Molly Norris vive nascosta da allora.
Le vignette anticlericali provocano l’ipocrisia, identificano nel potere religioso un pericolo sociale e propongono una forma di resistenza e di de-potenziamento dell’avversario, ricorrendo a un’arma vitale, carnale e decadente insieme, quasi circense: la risata.
Sì, è possibile o forse diffusamente vero che gli autori anticlericali abbiano perso il senso del mistero, non siano suggestionati dal miracolo o incuriositi dall’inspiegabile. Ma nessuno di quelli che conosco ha smarrito il senso del diritto.

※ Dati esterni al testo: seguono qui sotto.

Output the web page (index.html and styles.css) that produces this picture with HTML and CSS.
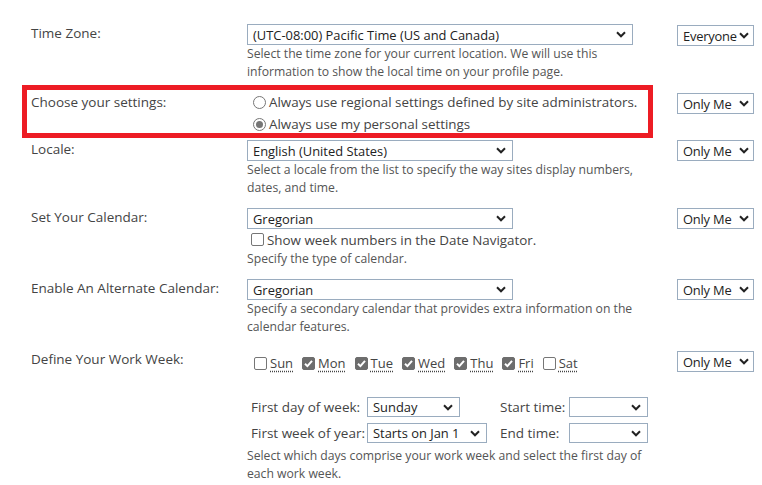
FILE: index.html
```html
<!DOCTYPE html>
<html lang="en">

<head>
    <meta charset="UTF-8">
    <title>Regional Settings</title>
    <link rel="stylesheet" href="styles.css">
</head>

<body>
    <div class="settings">
        <!-- Time zone -->
        <div class="row row-tz">
            <div class="label">Time Zone:</div>
            <div class="field">
                <div class="select w-tz"><span>(UTC-08:00) Pacific Time (US and Canada)</span><svg class="chev" width="10" height="7" viewBox="0 0 10 7"><path d="M1 1.3 L5 5.3 L9 1.3"/></svg></div>
                <div class="desc">Select the time zone for your current location. We will use this<br>information to show the local time on your profile page.</div>
            </div>
            <div class="privacy priv-top"><div class="select priv"><span>Everyone</span><svg class="chev" width="10" height="7" viewBox="0 0 10 7"><path d="M1 1.3 L5 5.3 L9 1.3"/></svg></div></div>
        </div>

        <!-- Choose settings (highlighted) -->
        <div class="row row-choose">
            <div class="label label-choose">Choose your settings:</div>
            <div class="field">
                <div class="option"><span class="radio"></span>Always use regional settings defined by site administrators.</div>
                <div class="option"><span class="radio checked"></span>Always use my personal settings</div>
            </div>
            <div class="privacy priv-choose"><div class="select priv"><span>Only Me</span><svg class="chev" width="10" height="7" viewBox="0 0 10 7"><path d="M1 1.3 L5 5.3 L9 1.3"/></svg></div></div>
        </div>

        <!-- Locale -->
        <div class="row row-locale">
            <div class="label">Locale:</div>
            <div class="field">
                <div class="select w-mid"><span>English (United States)</span><svg class="chev" width="10" height="7" viewBox="0 0 10 7"><path d="M1 1.3 L5 5.3 L9 1.3"/></svg></div>
                <div class="desc">Select a locale from the list to specify the way sites display numbers,<br>dates, and time.</div>
            </div>
            <div class="privacy"><div class="select priv"><span>Only Me</span><svg class="chev" width="10" height="7" viewBox="0 0 10 7"><path d="M1 1.3 L5 5.3 L9 1.3"/></svg></div></div>
        </div>

        <!-- Calendar -->
        <div class="row row-cal">
            <div class="label">Set Your Calendar:</div>
            <div class="field">
                <div class="select w-mid"><span>Gregorian</span><svg class="chev" width="10" height="7" viewBox="0 0 10 7"><path d="M1 1.3 L5 5.3 L9 1.3"/></svg></div>
                <div class="check-line"><span class="box"></span>Show week numbers in the Date Navigator.</div>
                <div class="desc">Specify the type of calendar.</div>
            </div>
            <div class="privacy"><div class="select priv"><span>Only Me</span><svg class="chev" width="10" height="7" viewBox="0 0 10 7"><path d="M1 1.3 L5 5.3 L9 1.3"/></svg></div></div>
        </div>

        <!-- Alternate calendar -->
        <div class="row row-alt">
            <div class="label">Enable An Alternate Calendar:</div>
            <div class="field">
                <div class="select w-mid"><span>Gregorian</span><svg class="chev" width="10" height="7" viewBox="0 0 10 7"><path d="M1 1.3 L5 5.3 L9 1.3"/></svg></div>
                <div class="desc">Specify a secondary calendar that provides extra information on the<br>calendar features.</div>
            </div>
            <div class="privacy"><div class="select priv"><span>Only Me</span><svg class="chev" width="10" height="7" viewBox="0 0 10 7"><path d="M1 1.3 L5 5.3 L9 1.3"/></svg></div></div>
        </div>

        <!-- Work week -->
        <div class="row row-week">
            <div class="label label-week">Define Your Work Week:</div>
            <div class="field">
                <div class="days">
                    <span class="day"><span class="box"></span><abbr>Sun</abbr></span>
                    <span class="day"><span class="box on"><svg width="13" height="13" viewBox="0 0 13 13"><path d="M3 6.8 L5.4 9.1 L10 3.8"/></svg></span><abbr>Mon</abbr></span>
                    <span class="day"><span class="box on"><svg width="13" height="13" viewBox="0 0 13 13"><path d="M3 6.8 L5.4 9.1 L10 3.8"/></svg></span><abbr>Tue</abbr></span>
                    <span class="day"><span class="box on"><svg width="13" height="13" viewBox="0 0 13 13"><path d="M3 6.8 L5.4 9.1 L10 3.8"/></svg></span><abbr>Wed</abbr></span>
                    <span class="day"><span class="box on"><svg width="13" height="13" viewBox="0 0 13 13"><path d="M3 6.8 L5.4 9.1 L10 3.8"/></svg></span><abbr>Thu</abbr></span>
                    <span class="day"><span class="box on"><svg width="13" height="13" viewBox="0 0 13 13"><path d="M3 6.8 L5.4 9.1 L10 3.8"/></svg></span><abbr>Fri</abbr></span>
                    <span class="day"><span class="box"></span><abbr>Sat</abbr></span>
                </div>

                <div class="week-grid">
                    <span class="sub-label">First day of week:</span>
                    <div class="select w-day"><span>Sunday</span><svg class="chev" width="10" height="7" viewBox="0 0 10 7"><path d="M1 1.3 L5 5.3 L9 1.3"/></svg></div>
                    <span class="sub-label">Start time:</span>
                    <div class="select w-time"><span></span><svg class="chev" width="10" height="7" viewBox="0 0 10 7"><path d="M1 1.3 L5 5.3 L9 1.3"/></svg></div>

                    <span class="sub-label">First week of year:</span>
                    <div class="select w-year"><span>Starts on Jan 1</span><svg class="chev" width="10" height="7" viewBox="0 0 10 7"><path d="M1 1.3 L5 5.3 L9 1.3"/></svg></div>
                    <span class="sub-label">End time:</span>
                    <div class="select w-time"><span></span><svg class="chev" width="10" height="7" viewBox="0 0 10 7"><path d="M1 1.3 L5 5.3 L9 1.3"/></svg></div>
                </div>

                <div class="desc desc-week">Select which days comprise your work week and select the first day of<br>each work week.</div>
            </div>
            <div class="privacy priv-week"><div class="select priv"><span>Only Me</span><svg class="chev" width="10" height="7" viewBox="0 0 10 7"><path d="M1 1.3 L5 5.3 L9 1.3"/></svg></div></div>
        </div>
    </div>
</body>

</html>
```

FILE: styles.css
```css
/* Page */
body {
    margin: 0;
    font-family: "Open Sans", "Liberation Sans", sans-serif;
    color: #444;
    background-color: #fff;
}

.settings {
    padding: 24px 8px 0 31px;
}

/* Rows: label | field | privacy */
.row {
    display: flex;
}

.label {
    width: 216px;
    flex-shrink: 0;
    font-size: 13.5px;
    line-height: 20px;
    margin-top: -1px;
}

.field {
    width: 430px;
    flex-shrink: 0;
}

.privacy {
    width: 77px;
}

/* Fake dropdowns */
.select {
    display: flex;
    align-items: center;
    justify-content: space-between;
    height: 21px;
    box-sizing: border-box;
    border: 1px solid #9aacbf;
    padding: 0 6px 0 5px;
    font-size: 12.9px;
    color: #222;
    background-color: #fff;
    white-space: nowrap;
}

.chev {
    flex-shrink: 0;
}

.chev path {
    fill: none;
    stroke: #222;
    stroke-width: 2;
}

.w-tz { width: 386px; }
.w-mid { width: 266px; }
.w-day { width: 93px; }
.w-year { width: 120px; }
.w-time { width: 79px; }

.priv {
    width: 77px;
    padding: 0 4px 0 5px;
    letter-spacing: -0.2px;
}

.priv-top {
    margin-top: 1px;
}

/* Help text */
.desc {
    font-size: 12.2px;
    line-height: 18px;
    color: #555;
}

/* Spacing between rows */
.row-choose {
    position: relative;
    margin-top: 10px;
}

/* red highlight drawn over the row */
.row-choose::before {
    content: "";
    position: absolute;
    left: -9px;
    top: -6px;
    width: 631px;
    height: 53px;
    border: 5px solid #ed1c24;
    box-sizing: border-box;
}

.label-choose {
    margin-top: 1px;
}

.priv-choose {
    margin-top: 2px;
}

.row-locale {
    margin-top: 5px;
}

.row-cal,
.row-alt {
    margin-top: 11px;
}

.row-week {
    margin-top: 12px;
}

.label-week {
    margin-top: 1px;
}

.priv-week {
    margin-top: 3px;
}

/* Radios */
.option {
    display: flex;
    align-items: center;
    height: 22px;
    font-size: 13.4px;
    color: #444;
}

.radio {
    width: 13px;
    height: 13px;
    box-sizing: border-box;
    border: 1px solid #767676;
    border-radius: 50%;
    margin: 0 3px 0 6px;
    position: relative;
}

.radio.checked::after {
    content: "";
    position: absolute;
    left: 2px;
    top: 2px;
    width: 7px;
    height: 7px;
    border-radius: 50%;
    background-color: #767676;
}

/* Checkboxes */
.box {
    display: inline-flex;
    width: 13px;
    height: 13px;
    box-sizing: border-box;
    border: 1px solid #767676;
    border-radius: 2px;
    background-color: #fff;
    flex-shrink: 0;
}

.box.on {
    background-color: #6d6d6d;
    border-color: #6d6d6d;
}

.box.on svg {
    margin: -1px;
}

.box.on path {
    fill: none;
    stroke: #fff;
    stroke-width: 2;
}

.check-line {
    display: flex;
    align-items: center;
    gap: 3px;
    height: 21px;
    padding-left: 4px;
    font-size: 13.4px;
}

/* Work week */
.days {
    display: flex;
    align-items: center;
    gap: 9px;
    height: 20px;
    margin-top: 5px;
    padding-left: 7px;
    font-size: 13px;
}

.day {
    display: flex;
    align-items: center;
    gap: 3px;
}

.day abbr {
    text-decoration: underline dotted;
    text-underline-offset: 3px;
}

.week-grid {
    display: grid;
    grid-template-columns: 116px 133px 69px 79px;
    grid-auto-rows: 20px;
    row-gap: 6px;
    align-items: center;
    margin-top: 24px;
    padding-left: 4px;
    font-size: 13.5px;
}

.week-grid .select {
    height: 20px;
}

.desc-week {
    margin-top: 4px;
}
```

Io direi che è disonesto fingere di credere che gli autori satirici ce l’abbiano con dio. Lo sappiamo tutti che ce l’hanno con i preti, con i fanatici, con i capi spirituali, con le organizzazioni attraverso le quali la nostra libertà di scelta in ambito riproduttivo, sessuale e di cura è subordinata alla coscienza di altri. D’altra parte deridere l’idea e non le persone è un modo leale di pronunciarsi contro un pensiero e non contro chi lo pensa. Se la satira ride di dio, lo fa per similitudine, metafora, simbolismo, per sineddoche, per metonimia. Ma di cosa sta parlando davvero lo sappiamo. Quindi guardare e passare oltre ci rende alquanto ignavi.

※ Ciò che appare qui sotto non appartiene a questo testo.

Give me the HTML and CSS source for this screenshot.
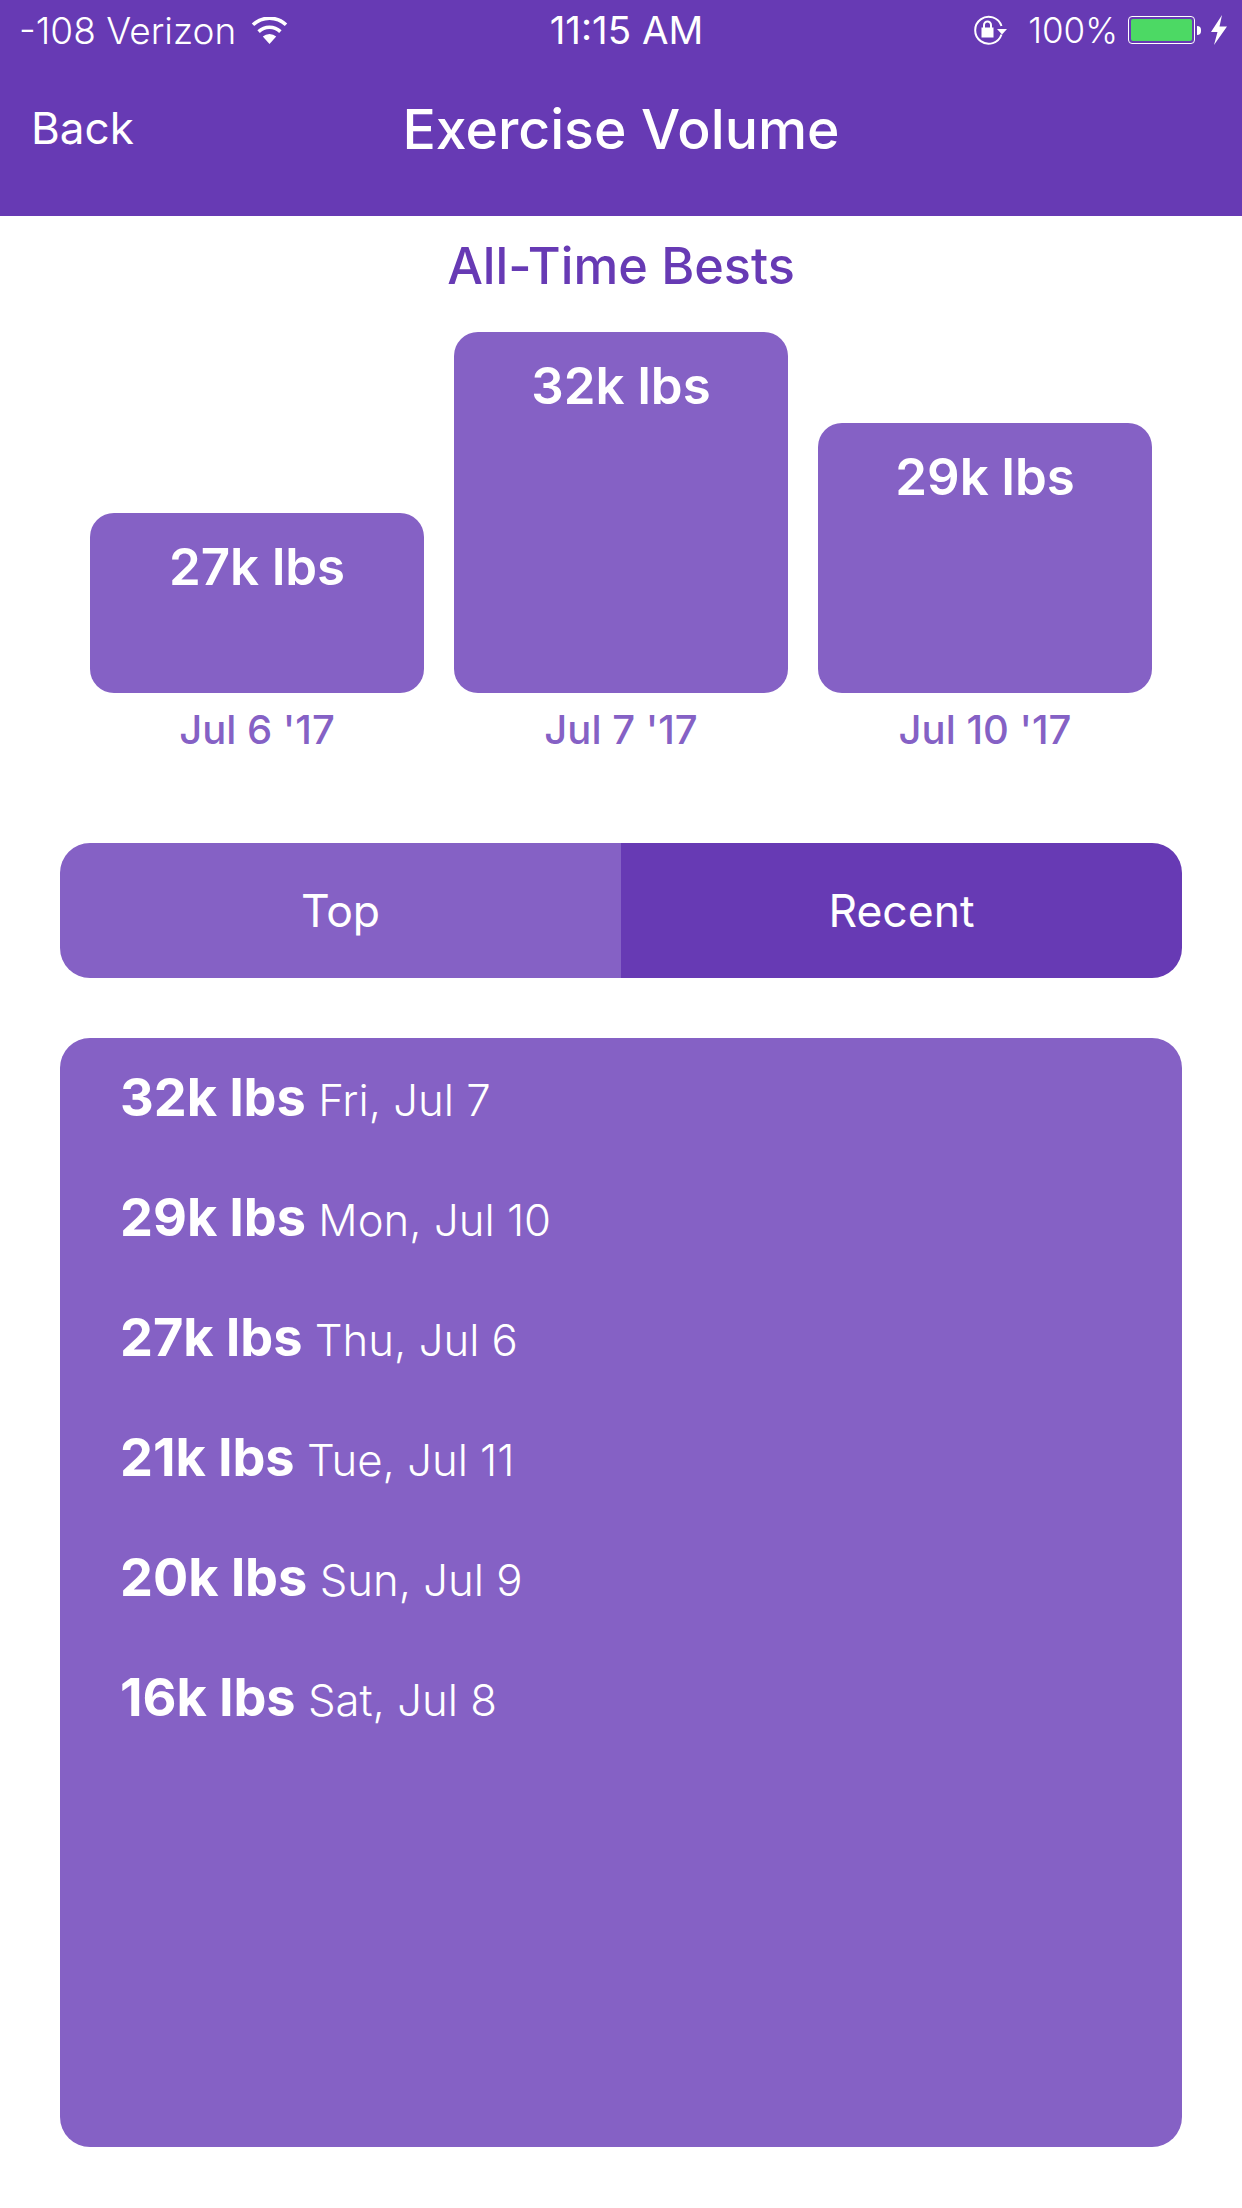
FILE: index.html
```html
<!DOCTYPE html>
<html lang="en">
<head>
  <meta charset="UTF-8" />
  <title>Exercise Volume</title>
  <link rel="stylesheet" href="styles.css">
</head>
<body>
  <div class="topbar">
    <div class="status">
      <div class="status-left">
        <span class="carrier">-108 Verizon</span>
        <svg class="wifi" width="37" height="27" viewBox="0 0 37 27">
          <path d="M18.5 27 L11.8 19.6 A10 10 0 0 1 25.2 19.6 Z" fill="#fff"/>
          <path d="M7.6 14.6 A16 16 0 0 1 29.4 14.6" fill="none" stroke="#fff" stroke-width="3.6"/>
          <path d="M2 7.8 A24 24 0 0 1 35 7.8" fill="none" stroke="#fff" stroke-width="3.6"/>
        </svg>
      </div>
      <span class="time">11:15 AM</span>
      <div class="status-right">
        <svg class="lock" width="35" height="30" viewBox="0 0 35 30">
          <path d="M28.5 19.5 A13.5 13.5 0 1 1 28.5 11" fill="none" stroke="#fff" stroke-width="2"/>
          <path d="M24 14 H34 L29 19.5 Z" fill="#fff"/>
          <rect x="8.5" y="12.5" width="12" height="10" fill="#fff"/>
          <path d="M11 13 V10 A3.5 3.5 0 0 1 18 10 V13" fill="none" stroke="#fff" stroke-width="2"/>
        </svg>
        <span class="batt-text">100%</span>
        <div class="battery"><div class="battery-fill"></div></div>
        <div class="battery-tip"></div>
        <svg class="bolt" width="16" height="30" viewBox="0 0 16 30">
          <path d="M11 0 L0 17 H6.5 L3 30 L16 11.5 H8.5 Z" fill="#fff"/>
        </svg>
      </div>
    </div>
    <div class="nav">
      <span class="back">Back</span>
      <span class="title">Exercise Volume</span>
      <span></span>
    </div>
  </div>

  <h2 class="bests-title">All-Time Bests</h2>

  <div class="chart">
    <div class="col">
      <div class="bar bar-27">27k lbs</div>
      <div class="col-date">Jul 6 '17</div>
    </div>
    <div class="col">
      <div class="bar bar-32">32k lbs</div>
      <div class="col-date">Jul 7 '17</div>
    </div>
    <div class="col">
      <div class="bar bar-29">29k lbs</div>
      <div class="col-date">Jul 10 '17</div>
    </div>
  </div>

  <div class="tabs">
    <div class="tab">Top</div>
    <div class="tab tab-on">Recent</div>
  </div>

  <div class="panel">
    <div class="row"><strong>32k lbs</strong> Fri, Jul 7</div>
    <div class="row"><strong>29k lbs</strong> Mon, Jul 10</div>
    <div class="row"><strong>27k lbs</strong> Thu, Jul 6</div>
    <div class="row"><strong>21k lbs</strong> Tue, Jul 11</div>
    <div class="row"><strong>20k lbs</strong> Sun, Jul 9</div>
    <div class="row"><strong>16k lbs</strong> Sat, Jul 8</div>
  </div>
</body>
</html>
```

FILE: styles.css
```css
body {
  margin: 0;
  width: 1242px;
  height: 2208px;
  overflow: hidden;
  background: #fff;
  font-family: Inter, "Noto Sans", sans-serif;
  color: #fff;
}
.topbar {
  height: 216px;
  background: #673ab4;
}
.status {
  height: 60px;
  display: grid;
  grid-template-columns: 1fr auto 1fr;
  align-items: center;
  font-size: 37px;
  font-weight: 300;
}
.status-left {
  display: flex;
  align-items: center;
  padding-left: 19px;
  gap: 15px;
}
.time {
  margin-left: 11px;
  font-weight: 400;
  font-size: 38.5px;
}
.status-right {
  display: flex;
  align-items: center;
  justify-content: flex-end;
  padding-right: 15px;
}
.lock {
  margin-right: 20px;
}
.batt-text {
  font-size: 35px;
}
.battery {
  box-sizing: border-box;
  width: 67px;
  height: 28px;
  margin-left: 10px;
  padding: 2px;
  border: 1px solid #fff;
  border-radius: 4px;
}
.battery-fill {
  height: 100%;
  background: #4cd964;
  border-radius: 2px;
}
.battery-tip {
  width: 4px;
  height: 9px;
  margin: 0 10px 0 2px;
  background: #fff;
  border-radius: 0 4px 4px 0;
}
.nav {
  display: grid;
  grid-template-columns: 1fr auto 1fr;
  align-items: center;
  height: 136px;
  padding-left: 31px;
  padding-right: 31px;
  padding-top: 3px;
  margin-top: -3px;
}
.back {
  font-size: 44px;
  font-weight: 400;
}
.title {
  font-size: 55.3px;
  font-weight: 500;
}
.bests-title {
  margin: 21px 0 0;
  text-align: center;
  font-size: 50.4px;
  line-height: 58px;
  font-weight: 500;
  color: #673ab4;
}
.chart {
  display: flex;
  justify-content: center;
  align-items: flex-end;
  gap: 30px;
  height: 452px;
  margin-top: 6px;
}
.col {
  width: 334px;
}
.bar {
  background: #8561c5;
  border-radius: 24px;
  text-align: center;
  font-size: 51px;
  line-height: 58px;
  font-weight: 600;
  padding-top: 25px;
  box-sizing: border-box;
}
.bar-27 {
  height: 180px;
}
.bar-32 {
  height: 361px;
}
.bar-29 {
  height: 270px;
}
.col-date {
  margin-top: 14px;
  height: 46px;
  line-height: 46px;
  text-align: center;
  font-size: 40px;
  font-weight: 500;
  color: #8561c5;
}
.tabs {
  display: flex;
  height: 135px;
  margin: 90px 60px 0;
  border-radius: 30px;
  overflow: hidden;
  font-size: 44.5px;
}
.tab {
  flex: 1;
  display: flex;
  align-items: center;
  justify-content: center;
  background: #8561c5;
}
.tab-on {
  background: #673ab4;
}
.panel {
  box-sizing: border-box;
  height: 1109px;
  margin: 60px 60px 0;
  padding: 25px 0 0 60px;
  background: #8561c5;
  border-radius: 30px;
  font-size: 43.7px;
  font-weight: 300;
}
.row {
  height: 120px;
  line-height: 68px;
}
.row strong {
  font-size: 52.3px;
  font-weight: 700;
}
```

In conclusione però mi preme di ricordare che l’utilità della bestemmia quale esternazione di riscatto non si riduce ai fatti di fede o alle idee religiose, ma alla libertà d’espressione nella sua totalità. Dal momento che gli scioperi non servono più, che le forme del dissenso conquistate dalla democrazia a duro prezzo stanno traballando e rischiano di diventare fuorilegge, dal momento che colà dove si puote ciò che si vuole si sta decidendo che dobbiamo tutti essere impiegati in una grande farsa (i cattivi sono giustamente sanzionati e puniti, il lavoro è finalmente garantito, anzi andiamo a gonfie vele, le pensioni sono in aumento, l’Italia è difesa dagli invasori, dunque non c’è nessun motivo di dissentire e di infastidire la società), lasciateci almeno Dio e le bestemmie che da sempre ci ha concesso ripiegando benevolmente i fulmini nella fodera. Perché, ricordiamolo, non è lui, l’Offeso, ad accendere micce o allestire tribunali contro di noi bestemmiatori.